Quoting: jonh514
I did not imply anyone was stupid. You are putting words in my mouth there. I implied Laine is a High Risk High Reward asset. If Davidson decides to hold him, so be it. This is mostly a repost of above but since you responded to an earlier part of the thread, here goes.
Here is a list of ways it could "go poorly":
1) Laine could relapse
2) Laine could have a terrible attitude and damage the harmony of a locker room that is all pulling in the same direction
3) Laine could continue to get injured every year and only play 50-55 games
4) Laine could do none of the above and continue to under-perform at his 8.7M salary which would make him the highest paid player on the Habs
Consider for a second that the new GM of the CBJ could also think about all of these points and decide "the juice isn't worth the squeeze". It may happen, it may not, but to pretend it's not possible is a bit silly.
Yes we can win a lot if we end up with an 80+ pts player. But there is RISK. You seem to only value Laine's upside. That's like me expecting a 1st round pick for Josh Anderson.
I understand all that, but you're still ignoring CBJ's perspective and roster needs for the trade, which is true of every "buy low on Laine" post on here, which are all exceedingly similar.

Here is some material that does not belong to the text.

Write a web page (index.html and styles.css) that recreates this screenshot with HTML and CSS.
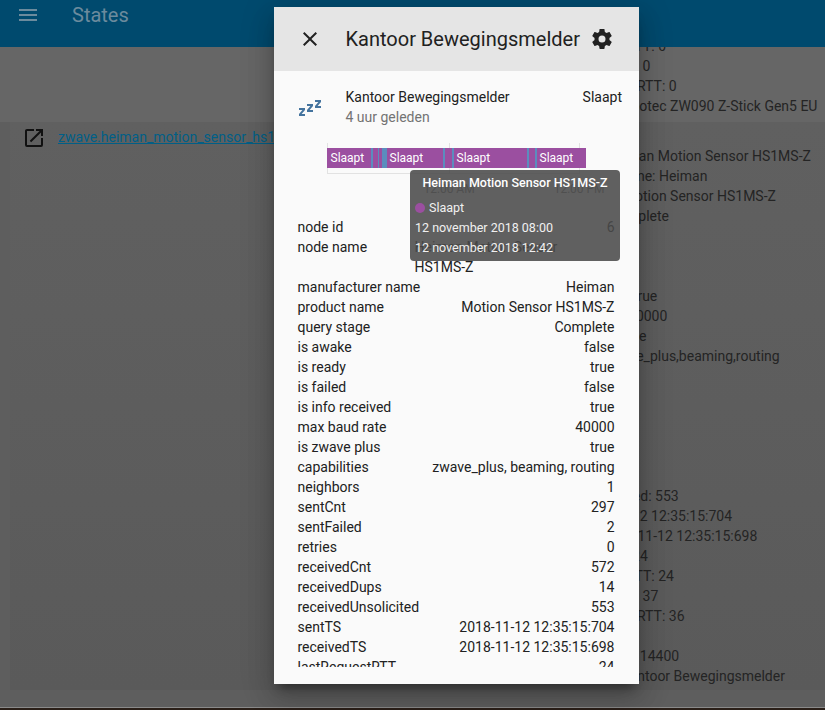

It boils down to this: we frankly don't care what Montreal, or any acquiring team, needs. What we're giving up is a high-risk, high-reward player that fills a massive need
to us. What we'd be getting back is a load of redundant pieces and mediocre draft picks that don't fill any Columbus need. It makes more sense to keep the player and take the risk ourselves, since his trade value is already at nearly the lowest it should go.
If you based a trade around conditional picks that upgrade significantly if he stays healthy (60+ games played?) or performs well (25+ goals scored) to give us insurance against him bouncing back with another team, sure, we'd be a little interested. Or if you sent back a legitimate young player that fills a need, like a top-6 option to replace him (Roy) or a defensive defenseman (Reinbacher), sure, we'd be interested; for Reinbacker, we'd add, obviously.
But no, you (and every MTL fan on here) based a trade around a late first in a weak draft, a 3rd in a weak draft, a bottom-6 center who's redundant to Kuraly, Danforth, Olivier, Texier, Luca Del Bel Belluz, and Voronkov while being more expensive and worse, and an undersized two-way bottom-pair right-shot defenseman who plays suspect defense that is directly redundant to Boqvist, who's already frequently scratched because he's not better than Jiricek, Severson, Gudbranson, or anyone on the left side.
We're not good trade partners. We both need top-end talent. We both have similar weaknesses. We both want to compete in the next 2-3 years. Would you trade Caulfield or Slafkovsky or Suzuki for a bunch of futures and depth options? No, of course not, you've got plenty of that. You need top-6 talent and we do too.
It's not the "well your new GM could decide to trade Laine" that's condescending, it's the fact that you (and many others on here) think we'd move him for a package that does absolutely nothing for our organization and then insist that it's "actually good because he might not bounce back". We know. We've been over it a hundred times.